## Goal
Write out again exactly the lines from the one containing "Rebuild this screenshot" through the one containing "const tabs = ['Today', 'Plan', 'History', 'Profile'];", both included, and omit the pictures.

— Start Data extract —

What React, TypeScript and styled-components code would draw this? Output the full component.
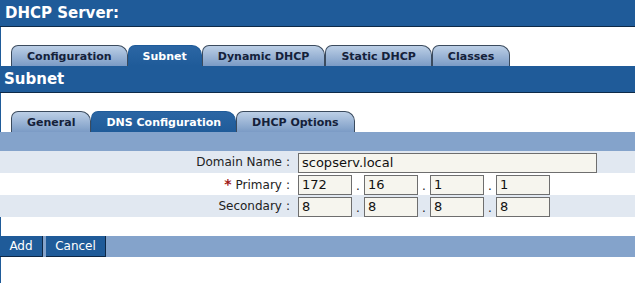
import React from "react";
import styled, { createGlobalStyle, css } from "styled-components";

const Global = createGlobalStyle`
  html, body { margin: 0; padding: 0; background: #ffffff; }
  body { font-family: "DejaVu Sans", Verdana, sans-serif; }
  * { box-sizing: border-box; }
`;

const Page = styled.div`
  width: 635px;
  height: 283px;
  overflow: hidden;
  background: #fff;
`;

const Header = styled.div`
  height: 27px;
  background: #1f5b99;
  border-bottom: 1px solid #0e2a48;
  color: #fff;
  font-weight: bold;
  font-size: 15px;
  padding: 4px 0 0 5px;
`;

const Body = styled.div`
  border-left: 1px solid #1f5b99;
  min-height: 256px;
`;

const TabStrip = styled.div<{ $top: number }>`
  display: flex;
  gap: 0;
  padding: ${(p) => p.$top}px 0 0 10px;
  height: ${(p) => p.$top + 21}px;
`;

const Tab = styled.div<{ $active?: boolean }>`
  height: 21px;
  padding: 0 ${(p) => (p.$active ? "14px" : "15px")};
  display: flex;
  align-items: center;
  justify-content: center;
  font-size: 11px;
  font-weight: bold;
  border: 1px solid #3b4b5e;
  border-bottom: none;
  border-radius: 7px 10px 0 0;
  color: #14213a;
  background: linear-gradient(#bccfe6, #7b9bc5);
  ${(p) =>
    p.$active &&
    css`
      color: #ffffff;
      border-color: #1f5b99;
      background: linear-gradient(#2b66a4, #1f5b99);
    `}
`;

const SectionBar = styled.div`
  height: 27px;
  margin-left: -1px;
  background: #1f5b99;
  border-bottom: 1px solid #0e2a48;
  color: #fff;
  font-weight: bold;
  font-size: 15px;
  padding: 4px 0 0 4px;
`;

const LightBar = styled.div<{ $h: number }>`
  height: ${(p) => p.$h}px;
  margin-left: -1px;
  background: #84a3cb;
  display: flex;
  align-items: stretch;
  gap: 3px;
`;

const Row = styled.div<{ $shade?: boolean }>`
  height: 22px;
  margin-left: -1px;
  display: grid;
  grid-template-columns: 292px 1fr;
  align-items: center;
  background: ${(p) => (p.$shade ? "#e1e8f1" : "#ffffff")};
  font-size: 12px;
  color: #222;
`;

const Label = styled.div`
  text-align: right;
  white-space: nowrap;
  padding-right: 2px;
`;

const Colon = styled.span`
  margin-left: 4px;
`;

const Star = styled.span`
  color: #a01818;
  font-weight: bold;
  font-size: 14px;
  margin-right: 4px;
`;

const Field = styled.div`
  display: flex;
  align-items: center;
  padding: 1px 0 0 6px;
`;

const TextInput = styled.input<{ $w: number }>`
  width: ${(p) => p.$w}px;
  height: 20px;
  border: 1px solid #6e6e6e;
  background: #f6f5ee;
  font-family: "DejaVu Sans", Verdana, sans-serif;
  font-size: 13px;
  color: #111;
  padding: 0 3px;
  margin: 0;
  outline: none;
`;

const Dot = styled.span`
  width: 12px;
  text-align: center;
  font-size: 12px;
  padding-top: 3px;
`;

const Spacer = styled.div`
  height: 19px;
`;

const Button = styled.button<{ $w: number }>`
  width: ${(p) => p.$w}px;
  height: 21px;
  margin: 0;
  border: none;
  border-right: 1px solid #0d2745;
  border-bottom: 1px solid #0d2745;
  background: #1f5b99;
  color: #fff;
  font-family: "DejaVu Sans", Verdana, sans-serif;
  font-size: 12px;
  padding: 0;
`;

const ip = (vals: string[]) => (
  <Field>
    {vals.map((v, i) => (
      <React.Fragment key={i}>
        {i > 0 && <Dot>.</Dot>}
        <TextInput $w={54} defaultValue={v} />
      </React.Fragment>
    ))}
  </Field>
);

export default function App() {
  return (
    <Page>
      <Global />
      <Header>DHCP Server:</Header>
      <Body>
        <TabStrip $top={18}>
          <Tab>Configuration</Tab>
          <Tab $active>Subnet</Tab>
          <Tab>Dynamic DHCP</Tab>
          <Tab>Static DHCP</Tab>
          <Tab>Classes</Tab>
        </TabStrip>
        <SectionBar>Subnet</SectionBar>
        <TabStrip $top={18}>
          <Tab>General</Tab>
          <Tab $active>DNS Configuration</Tab>
          <Tab>DHCP Options</Tab>
        </TabStrip>
        <LightBar $h={19} />
        <Row $shade>
          <Label>
            Domain Name<Colon>:</Colon>
          </Label>
          <Field>
            <TextInput $w={299} defaultValue="scopserv.local" />
          </Field>
        </Row>
        <Row>
          <Label>
            <Star>*</Star>Primary<Colon>:</Colon>
          </Label>
          {ip(["172", "16", "1", "1"])}
        </Row>
        <Row $shade>
          <Label>
            Secondary<Colon>:</Colon>
          </Label>
          {ip(["8", "8", "8", "8"])}
        </Row>
        <Spacer />
        <LightBar $h={21}>
          <Button $w={43}>Add</Button>
          <Button $w={60}>Cancel</Button>
        </LightBar>
      </Body>
    </Page>
  );
}
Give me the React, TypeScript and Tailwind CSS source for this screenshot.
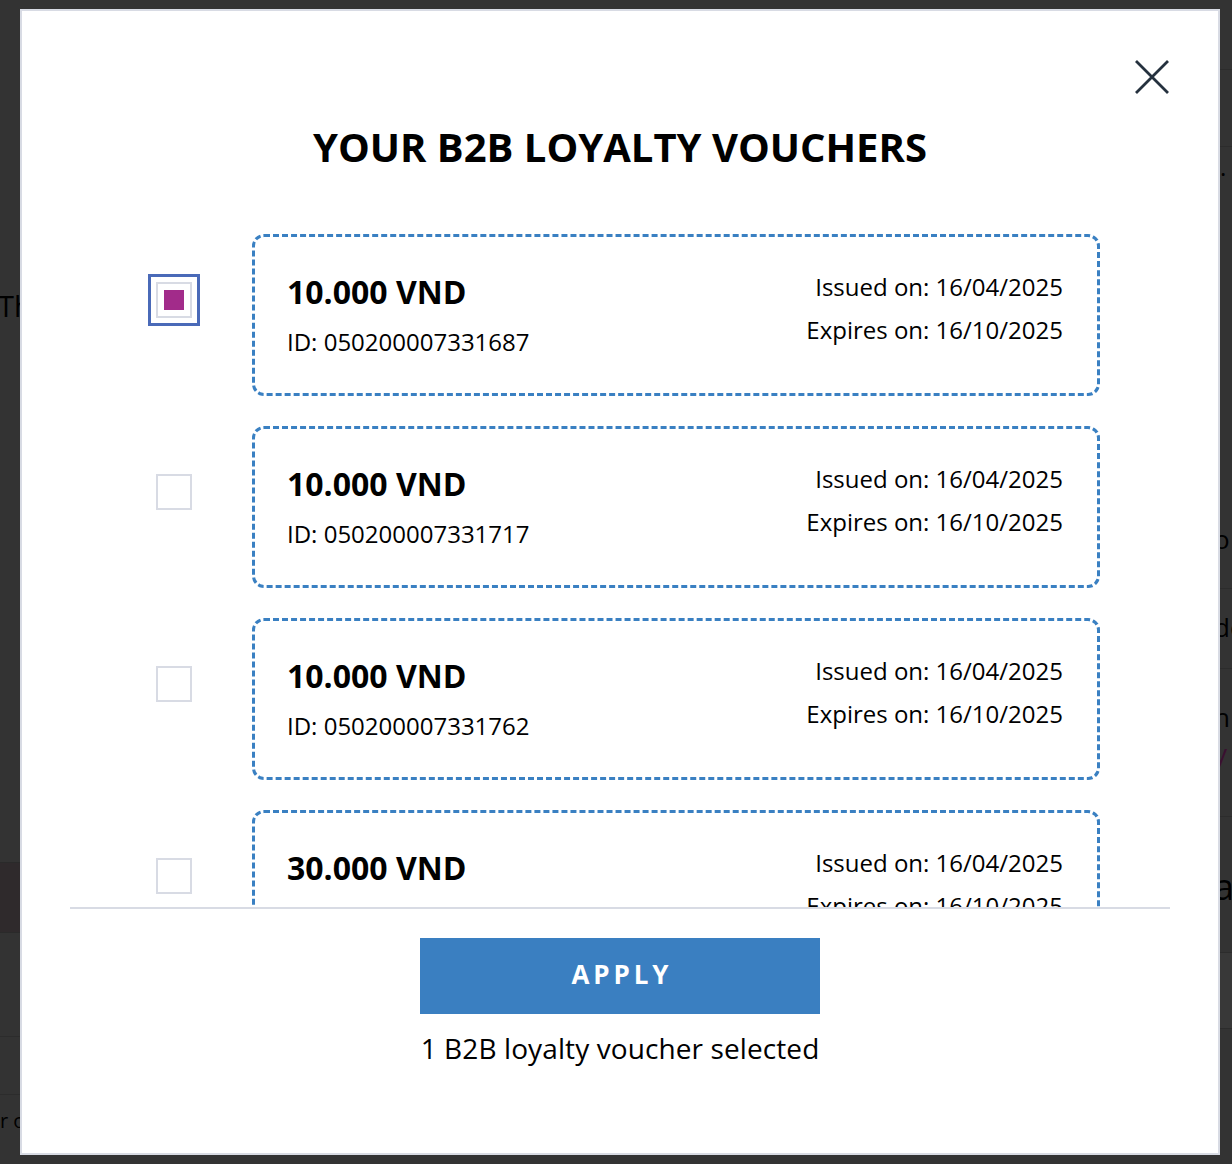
import { useState } from "react";

const vouchers = [
  { id: "050200007331687", amount: "10.000 VND", issued: "16/04/2025", expires: "16/10/2025" },
  { id: "050200007331717", amount: "10.000 VND", issued: "16/04/2025", expires: "16/10/2025" },
  { id: "050200007331762", amount: "10.000 VND", issued: "16/04/2025", expires: "16/10/2025" },
  { id: "050200007331801", amount: "30.000 VND", issued: "16/04/2025", expires: "16/10/2025" },
];

export default function App() {
  const [selected, setSelected] = useState<string[]>([vouchers[0].id]);

  const toggle = (id: string) =>
    setSelected((s) => (s.includes(id) ? s.filter((x) => x !== id) : [...s, id]));

  return (
    <div className="flex w-[1232px] h-[1164px] bg-[#333333] font-['Open_Sans',sans-serif] overflow-hidden">
      {/* ── page behind the overlay (left sliver) ── */}
      <div className="w-[20px] shrink-0 flex flex-col overflow-hidden">
        <div className="h-[288px]" />
        <div className="h-[36px] -ml-[2px] text-[29px] leading-[36px] text-black whitespace-nowrap">Th</div>
        <div className="h-[538px]" />
        <div className="h-[71px] bg-[#2f2a2c] border-y border-[#2a2a2a]" />
        <div className="h-[104px] border-b border-[#2c2c2c]" />
        <div className="h-[58px] border-b border-[#2c2c2c]" />
        <div className="h-[40px] pt-[14px] text-[20px] leading-[24px] text-black whitespace-nowrap">r o</div>
      </div>

      {/* ── Modal ── */}
      <div className="relative w-[1200px] shrink-0 my-[9px] border-2 border-[#d8dbe4] bg-white flex flex-col items-center">
        <button className="absolute top-[49px] right-[49px] w-[34px] h-[34px] text-[#25313e]" onClick={() => {}}>
          <svg width="34" height="34" viewBox="0 0 34 34" fill="none" stroke="currentColor" strokeWidth="2.8">
            <path d="M1 1 L33 33 M33 1 L1 33" />
          </svg>
        </button>

        <h2 className="pt-[112px] text-[40px] leading-[48px] font-bold text-black">
          YOUR B2B LOYALTY VOUCHERS
        </h2>

        {/* ── Voucher list ── */}
        <div className="self-stretch mx-[48px] h-[738px] border-b-2 border-[#d8dbe4] overflow-hidden">
          <div className="pt-[63px] flex flex-col gap-[30px]">
            {vouchers.map((v) => {
              const on = selected.includes(v.id);
              return (
                <div key={v.id} className="flex items-start">
                  <button
                    onClick={() => toggle(v.id)}
                    className={
                      on
                        ? "ml-[86px] mt-[48px] w-[36px] h-[36px] shrink-0 border-2 border-[#d8dbe4] flex items-center justify-center outline-3 outline-solid outline-[#4a6ab8] outline-offset-5"
                        : "ml-[86px] mt-[48px] w-[36px] h-[36px] shrink-0 border-2 border-[#d8dbe4] flex items-center justify-center"
                    }
                  >
                    {on && <span className="w-[20px] h-[20px] bg-[#a22b8a]" />}
                  </button>
                  <div className="ml-[60px] w-[848px] h-[162px] shrink-0 border-[3px] border-dashed border-[#3a80c2] rounded-[12px] pt-[35px] pl-[32px] pr-[34px] flex justify-between">
                    <div>
                      <p className="text-[32px] leading-[40px] font-bold text-black">{v.amount}</p>
                      <p className="mt-[15px] text-[24px] leading-[30px] text-black">ID: {v.id}</p>
                    </div>
                    <div className="text-right text-[24px] leading-[30px] text-black">
                      <p>Issued on: {v.issued}</p>
                      <p className="mt-[13px]">Expires on: {v.expires}</p>
                    </div>
                  </div>
                </div>
              );
            })}
          </div>
        </div>

        <button className="mt-[29px] w-[400px] h-[76px] bg-[#3a7fc1] text-white text-[26px] leading-[32px] font-bold tracking-[0.15em] flex items-center justify-center pl-[0.15em] pb-[5px]">
          APPLY
        </button>
        <p className="mt-[15px] text-[28px] leading-[38px] tracking-[0.1px] text-black">
          {selected.length} B2B loyalty voucher{selected.length === 1 ? "" : "s"} selected
        </p>
      </div>

      {/* ── page behind the overlay (right sliver) ── */}
      <div className="w-[12px] shrink-0 flex flex-col overflow-hidden">
        <div className="h-[70px] border-b border-[#2c2c2c]" />
        <div className="h-[77px] border-b border-[#2c2c2c]" />
        <div className="h-[40px] pt-[8px] text-[24px] leading-[24px] text-black">.</div>
        <div className="h-[330px]" />
        <div className="h-[44px] -ml-[6px] text-[26px] leading-[44px] text-black">o</div>
        <div className="h-[28px] border-b border-[#2c2c2c]" />
        <div className="h-[80px] -ml-[6px] pt-[20px] text-[26px] leading-[36px] text-black border-b border-[#2c2c2c]">de</div>
        <div className="h-[148px] -ml-[6px] pt-[30px] border-b border-[#2c2c2c]">
          <p className="text-[26px] leading-[36px] text-black">h</p>
          <p className="text-[26px] leading-[36px] text-[#3a1030]">y</p>
        </div>
        <div className="h-[136px] -ml-[6px] pt-[48px] text-[36px] leading-[44px] text-black border-b border-[#2c2c2c]">a</div>
        <div className="h-[76px] bg-[#383838] border-b border-[#2c2c2c]" />
      </div>
    </div>
  );
}
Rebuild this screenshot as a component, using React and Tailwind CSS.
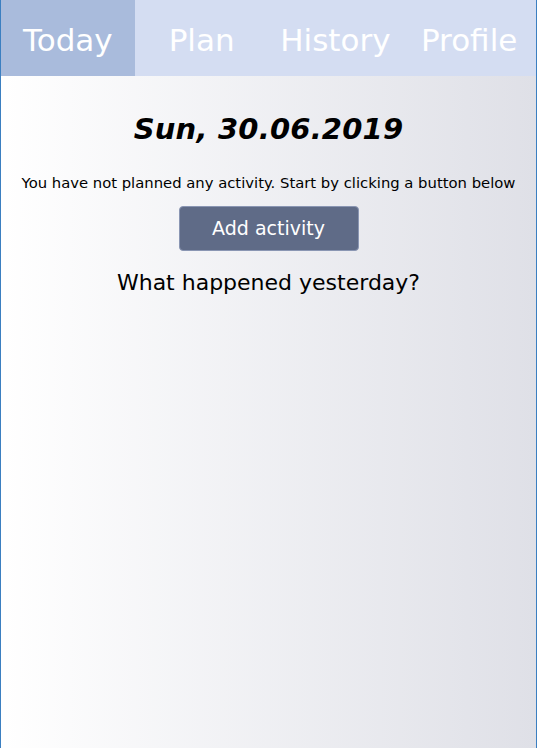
const tabs = ['Today', 'Plan', 'History', 'Profile'];

export default function App() {
  return (
    <div
      className="h-[748px] w-[537px] flex flex-col border-x border-[#3b7fc1] overflow-hidden"
      style={{ fontFamily: '"Comic Sans MS", "DejaVu Sans", sans-serif' }}
    >
      {/* Nav */}
      <nav className="grid grid-cols-4 h-[76px] bg-[#d4ddf2] shrink-0">
        {tabs.map((t, i) => (
          <div
            key={t}
            className={`flex items-center justify-center pt-[5px] text-[31px] text-white ${i === 0 ? 'bg-[#a9bbdc]' : ''}`}
          >
            {t}
          </div>
        ))}
      </nav>

      {/* Content */}
      <main className="flex-1 flex flex-col items-center bg-gradient-to-r from-white to-[#dfe0e7] text-black">
        <h1 className="mt-[35px] text-[29px] font-bold italic leading-[36px] tracking-[0.2px]">Sun, 30.06.2019</h1>
        <p className="mt-[27px] text-[14.8px] leading-[18px] whitespace-nowrap">
          You have not planned any activity. Start by clicking a button below
        </p>
        <button className="mt-[14px] w-[180px] h-[45px] rounded bg-[#5f6b87] border border-[#8a96b3] text-white text-[19px]">
          Add activity
        </button>
        <h2 className="mt-[17px] text-[22px] leading-[30px]">What happened yesterday?</h2>
      </main>
    </div>
  );
}
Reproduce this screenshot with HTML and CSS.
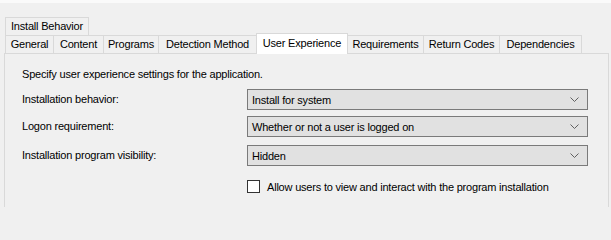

— End Data extract —

## Output of the exercise
Rebuild this screenshot as a component, using React and Tailwind CSS.
const tabs = ['Today', 'Plan', 'History', 'Profile'];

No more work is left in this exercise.